▶ PROBLEM
Each line below should be reproduced without any alteration.

--- Start SOURCE DATA ---

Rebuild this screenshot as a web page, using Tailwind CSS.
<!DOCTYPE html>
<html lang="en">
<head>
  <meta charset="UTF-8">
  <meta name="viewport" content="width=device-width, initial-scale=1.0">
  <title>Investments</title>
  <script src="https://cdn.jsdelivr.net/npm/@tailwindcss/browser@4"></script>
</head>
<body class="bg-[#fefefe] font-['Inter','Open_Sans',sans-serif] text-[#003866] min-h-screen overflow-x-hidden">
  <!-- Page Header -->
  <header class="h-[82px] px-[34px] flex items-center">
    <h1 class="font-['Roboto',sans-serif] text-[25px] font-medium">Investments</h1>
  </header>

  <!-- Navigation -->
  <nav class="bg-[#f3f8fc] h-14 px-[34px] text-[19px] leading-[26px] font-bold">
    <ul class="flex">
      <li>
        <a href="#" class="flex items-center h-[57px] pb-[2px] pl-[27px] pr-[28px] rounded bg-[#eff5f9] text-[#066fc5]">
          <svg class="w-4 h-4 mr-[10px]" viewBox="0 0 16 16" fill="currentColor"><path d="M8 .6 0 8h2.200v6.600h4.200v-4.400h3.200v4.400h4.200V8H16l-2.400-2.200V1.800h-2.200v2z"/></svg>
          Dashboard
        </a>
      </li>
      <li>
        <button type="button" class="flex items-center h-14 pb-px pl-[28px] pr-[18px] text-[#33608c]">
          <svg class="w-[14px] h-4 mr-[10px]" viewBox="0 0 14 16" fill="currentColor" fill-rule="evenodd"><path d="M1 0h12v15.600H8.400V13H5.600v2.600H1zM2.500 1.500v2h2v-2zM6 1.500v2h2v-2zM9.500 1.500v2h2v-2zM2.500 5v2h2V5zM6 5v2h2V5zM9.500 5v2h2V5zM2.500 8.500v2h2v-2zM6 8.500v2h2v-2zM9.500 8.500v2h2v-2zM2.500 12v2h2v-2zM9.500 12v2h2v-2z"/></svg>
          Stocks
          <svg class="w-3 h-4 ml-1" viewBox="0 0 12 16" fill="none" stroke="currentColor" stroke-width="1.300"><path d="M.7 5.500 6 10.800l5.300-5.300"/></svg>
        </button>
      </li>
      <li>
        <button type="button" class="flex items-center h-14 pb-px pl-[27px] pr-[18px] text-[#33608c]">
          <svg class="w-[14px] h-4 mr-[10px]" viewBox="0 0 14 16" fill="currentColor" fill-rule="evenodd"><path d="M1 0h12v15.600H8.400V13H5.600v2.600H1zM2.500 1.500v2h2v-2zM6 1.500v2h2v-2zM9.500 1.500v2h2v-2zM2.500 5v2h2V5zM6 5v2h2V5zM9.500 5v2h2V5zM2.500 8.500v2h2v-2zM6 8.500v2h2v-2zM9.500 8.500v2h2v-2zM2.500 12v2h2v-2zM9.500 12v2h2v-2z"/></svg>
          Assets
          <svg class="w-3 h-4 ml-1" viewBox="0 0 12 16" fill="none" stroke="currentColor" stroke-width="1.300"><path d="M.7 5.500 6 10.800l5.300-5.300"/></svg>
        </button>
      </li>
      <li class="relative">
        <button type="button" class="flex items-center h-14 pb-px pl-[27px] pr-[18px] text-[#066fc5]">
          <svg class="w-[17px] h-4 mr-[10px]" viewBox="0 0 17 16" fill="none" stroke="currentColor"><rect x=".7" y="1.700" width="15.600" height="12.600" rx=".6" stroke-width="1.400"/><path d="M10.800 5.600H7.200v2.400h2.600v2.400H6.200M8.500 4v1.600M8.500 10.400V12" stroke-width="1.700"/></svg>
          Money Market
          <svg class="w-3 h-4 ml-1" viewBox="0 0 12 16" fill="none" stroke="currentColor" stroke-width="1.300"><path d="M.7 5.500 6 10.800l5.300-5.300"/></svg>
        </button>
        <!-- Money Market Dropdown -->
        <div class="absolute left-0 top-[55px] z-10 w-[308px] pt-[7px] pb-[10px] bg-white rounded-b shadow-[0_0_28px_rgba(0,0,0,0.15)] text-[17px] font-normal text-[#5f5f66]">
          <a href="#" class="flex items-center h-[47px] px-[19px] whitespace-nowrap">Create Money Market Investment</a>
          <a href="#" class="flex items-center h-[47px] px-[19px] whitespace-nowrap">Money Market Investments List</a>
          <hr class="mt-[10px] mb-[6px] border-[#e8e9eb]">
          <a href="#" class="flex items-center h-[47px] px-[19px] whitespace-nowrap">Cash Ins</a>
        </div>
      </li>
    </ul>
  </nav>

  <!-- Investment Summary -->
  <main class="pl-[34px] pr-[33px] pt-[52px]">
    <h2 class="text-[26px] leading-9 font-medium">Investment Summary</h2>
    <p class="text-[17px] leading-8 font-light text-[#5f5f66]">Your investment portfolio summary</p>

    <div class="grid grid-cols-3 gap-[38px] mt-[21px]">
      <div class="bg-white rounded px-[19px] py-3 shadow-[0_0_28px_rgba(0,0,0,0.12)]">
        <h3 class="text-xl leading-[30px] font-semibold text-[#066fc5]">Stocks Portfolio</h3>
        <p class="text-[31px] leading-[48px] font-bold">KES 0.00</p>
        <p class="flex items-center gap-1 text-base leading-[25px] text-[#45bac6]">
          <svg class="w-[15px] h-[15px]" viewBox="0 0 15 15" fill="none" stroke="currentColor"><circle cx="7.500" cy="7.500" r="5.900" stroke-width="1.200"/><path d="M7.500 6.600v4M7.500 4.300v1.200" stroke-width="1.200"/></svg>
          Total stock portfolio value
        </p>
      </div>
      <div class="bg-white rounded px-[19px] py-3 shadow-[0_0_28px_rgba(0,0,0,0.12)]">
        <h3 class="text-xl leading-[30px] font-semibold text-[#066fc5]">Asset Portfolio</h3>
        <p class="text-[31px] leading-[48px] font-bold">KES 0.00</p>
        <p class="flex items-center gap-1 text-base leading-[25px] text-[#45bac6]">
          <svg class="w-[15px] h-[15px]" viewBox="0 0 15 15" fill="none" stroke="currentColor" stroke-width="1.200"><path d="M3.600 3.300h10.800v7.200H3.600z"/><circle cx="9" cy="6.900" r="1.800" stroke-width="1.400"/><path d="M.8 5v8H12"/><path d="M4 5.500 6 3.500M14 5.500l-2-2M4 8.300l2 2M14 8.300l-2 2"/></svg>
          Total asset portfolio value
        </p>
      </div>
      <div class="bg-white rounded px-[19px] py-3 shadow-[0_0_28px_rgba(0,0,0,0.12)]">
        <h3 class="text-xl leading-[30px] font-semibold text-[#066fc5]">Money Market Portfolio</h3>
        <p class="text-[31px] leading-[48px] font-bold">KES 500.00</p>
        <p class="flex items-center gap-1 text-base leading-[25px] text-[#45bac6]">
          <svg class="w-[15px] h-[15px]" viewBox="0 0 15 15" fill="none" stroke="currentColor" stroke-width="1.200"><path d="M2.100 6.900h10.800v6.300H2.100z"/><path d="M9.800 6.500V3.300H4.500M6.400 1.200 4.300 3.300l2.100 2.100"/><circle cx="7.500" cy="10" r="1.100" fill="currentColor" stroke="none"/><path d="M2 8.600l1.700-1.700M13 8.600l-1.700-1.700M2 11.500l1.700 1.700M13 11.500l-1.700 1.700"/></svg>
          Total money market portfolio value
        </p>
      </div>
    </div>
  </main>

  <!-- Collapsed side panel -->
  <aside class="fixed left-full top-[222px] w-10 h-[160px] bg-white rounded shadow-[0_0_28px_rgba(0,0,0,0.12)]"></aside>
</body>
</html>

--- End SOURCE DATA ---

▶ COMPLETED EXERCISE
Rebuild this screenshot as a web page, using Tailwind CSS.
<!DOCTYPE html>
<html lang="en">
<head>
  <meta charset="UTF-8">
  <meta name="viewport" content="width=device-width, initial-scale=1.0">
  <title>Investments</title>
  <script src="https://cdn.jsdelivr.net/npm/@tailwindcss/browser@4"></script>
</head>
<body class="bg-[#fefefe] font-['Inter','Open_Sans',sans-serif] text-[#003866] min-h-screen overflow-x-hidden">
  <!-- Page Header -->
  <header class="h-[82px] px-[34px] flex items-center">
    <h1 class="font-['Roboto',sans-serif] text-[25px] font-medium">Investments</h1>
  </header>

  <!-- Navigation -->
  <nav class="bg-[#f3f8fc] h-14 px-[34px] text-[19px] leading-[26px] font-bold">
    <ul class="flex">
      <li>
        <a href="#" class="flex items-center h-[57px] pb-[2px] pl-[27px] pr-[28px] rounded bg-[#eff5f9] text-[#066fc5]">
          <svg class="w-4 h-4 mr-[10px]" viewBox="0 0 16 16" fill="currentColor"><path d="M8 .6 0 8h2.200v6.600h4.200v-4.400h3.200v4.400h4.200V8H16l-2.400-2.200V1.800h-2.200v2z"/></svg>
          Dashboard
        </a>
      </li>
      <li>
        <button type="button" class="flex items-center h-14 pb-px pl-[28px] pr-[18px] text-[#33608c]">
          <svg class="w-[14px] h-4 mr-[10px]" viewBox="0 0 14 16" fill="currentColor" fill-rule="evenodd"><path d="M1 0h12v15.600H8.400V13H5.600v2.600H1zM2.500 1.500v2h2v-2zM6 1.500v2h2v-2zM9.500 1.500v2h2v-2zM2.500 5v2h2V5zM6 5v2h2V5zM9.500 5v2h2V5zM2.500 8.500v2h2v-2zM6 8.500v2h2v-2zM9.500 8.500v2h2v-2zM2.500 12v2h2v-2zM9.500 12v2h2v-2z"/></svg>
          Stocks
          <svg class="w-3 h-4 ml-1" viewBox="0 0 12 16" fill="none" stroke="currentColor" stroke-width="1.300"><path d="M.7 5.500 6 10.800l5.300-5.300"/></svg>
        </button>
      </li>
      <li>
        <button type="button" class="flex items-center h-14 pb-px pl-[27px] pr-[18px] text-[#33608c]">
          <svg class="w-[14px] h-4 mr-[10px]" viewBox="0 0 14 16" fill="currentColor" fill-rule="evenodd"><path d="M1 0h12v15.600H8.400V13H5.600v2.600H1zM2.500 1.500v2h2v-2zM6 1.500v2h2v-2zM9.500 1.500v2h2v-2zM2.500 5v2h2V5zM6 5v2h2V5zM9.500 5v2h2V5zM2.500 8.500v2h2v-2zM6 8.500v2h2v-2zM9.500 8.500v2h2v-2zM2.500 12v2h2v-2zM9.500 12v2h2v-2z"/></svg>
          Assets
          <svg class="w-3 h-4 ml-1" viewBox="0 0 12 16" fill="none" stroke="currentColor" stroke-width="1.300"><path d="M.7 5.500 6 10.800l5.300-5.300"/></svg>
        </button>
      </li>
      <li class="relative">
        <button type="button" class="flex items-center h-14 pb-px pl-[27px] pr-[18px] text-[#066fc5]">
          <svg class="w-[17px] h-4 mr-[10px]" viewBox="0 0 17 16" fill="none" stroke="currentColor"><rect x=".7" y="1.700" width="15.600" height="12.600" rx=".6" stroke-width="1.400"/><path d="M10.800 5.600H7.200v2.400h2.600v2.400H6.200M8.500 4v1.600M8.500 10.400V12" stroke-width="1.700"/></svg>
          Money Market
          <svg class="w-3 h-4 ml-1" viewBox="0 0 12 16" fill="none" stroke="currentColor" stroke-width="1.300"><path d="M.7 5.500 6 10.800l5.300-5.300"/></svg>
        </button>
        <!-- Money Market Dropdown -->
        <div class="absolute left-0 top-[55px] z-10 w-[308px] pt-[7px] pb-[10px] bg-white rounded-b shadow-[0_0_28px_rgba(0,0,0,0.15)] text-[17px] font-normal text-[#5f5f66]">
          <a href="#" class="flex items-center h-[47px] px-[19px] whitespace-nowrap">Create Money Market Investment</a>
          <a href="#" class="flex items-center h-[47px] px-[19px] whitespace-nowrap">Money Market Investments List</a>
          <hr class="mt-[10px] mb-[6px] border-[#e8e9eb]">
          <a href="#" class="flex items-center h-[47px] px-[19px] whitespace-nowrap">Cash Ins</a>
        </div>
      </li>
    </ul>
  </nav>

  <!-- Investment Summary -->
  <main class="pl-[34px] pr-[33px] pt-[52px]">
    <h2 class="text-[26px] leading-9 font-medium">Investment Summary</h2>
    <p class="text-[17px] leading-8 font-light text-[#5f5f66]">Your investment portfolio summary</p>

    <div class="grid grid-cols-3 gap-[38px] mt-[21px]">
      <div class="bg-white rounded px-[19px] py-3 shadow-[0_0_28px_rgba(0,0,0,0.12)]">
        <h3 class="text-xl leading-[30px] font-semibold text-[#066fc5]">Stocks Portfolio</h3>
        <p class="text-[31px] leading-[48px] font-bold">KES 0.00</p>
        <p class="flex items-center gap-1 text-base leading-[25px] text-[#45bac6]">
          <svg class="w-[15px] h-[15px]" viewBox="0 0 15 15" fill="none" stroke="currentColor"><circle cx="7.500" cy="7.500" r="5.900" stroke-width="1.200"/><path d="M7.500 6.600v4M7.500 4.300v1.200" stroke-width="1.200"/></svg>
          Total stock portfolio value
        </p>
      </div>
      <div class="bg-white rounded px-[19px] py-3 shadow-[0_0_28px_rgba(0,0,0,0.12)]">
        <h3 class="text-xl leading-[30px] font-semibold text-[#066fc5]">Asset Portfolio</h3>
        <p class="text-[31px] leading-[48px] font-bold">KES 0.00</p>
        <p class="flex items-center gap-1 text-base leading-[25px] text-[#45bac6]">
          <svg class="w-[15px] h-[15px]" viewBox="0 0 15 15" fill="none" stroke="currentColor" stroke-width="1.200"><path d="M3.600 3.300h10.800v7.200H3.600z"/><circle cx="9" cy="6.900" r="1.800" stroke-width="1.400"/><path d="M.8 5v8H12"/><path d="M4 5.500 6 3.500M14 5.500l-2-2M4 8.300l2 2M14 8.300l-2 2"/></svg>
          Total asset portfolio value
        </p>
      </div>
      <div class="bg-white rounded px-[19px] py-3 shadow-[0_0_28px_rgba(0,0,0,0.12)]">
        <h3 class="text-xl leading-[30px] font-semibold text-[#066fc5]">Money Market Portfolio</h3>
        <p class="text-[31px] leading-[48px] font-bold">KES 500.00</p>
        <p class="flex items-center gap-1 text-base leading-[25px] text-[#45bac6]">
          <svg class="w-[15px] h-[15px]" viewBox="0 0 15 15" fill="none" stroke="currentColor" stroke-width="1.200"><path d="M2.100 6.900h10.800v6.300H2.100z"/><path d="M9.800 6.500V3.300H4.500M6.400 1.200 4.300 3.300l2.100 2.100"/><circle cx="7.500" cy="10" r="1.100" fill="currentColor" stroke="none"/><path d="M2 8.600l1.700-1.700M13 8.600l-1.700-1.700M2 11.500l1.700 1.700M13 11.500l-1.700 1.700"/></svg>
          Total money market portfolio value
        </p>
      </div>
    </div>
  </main>

  <!-- Collapsed side panel -->
  <aside class="fixed left-full top-[222px] w-10 h-[160px] bg-white rounded shadow-[0_0_28px_rgba(0,0,0,0.12)]"></aside>
</body>
</html>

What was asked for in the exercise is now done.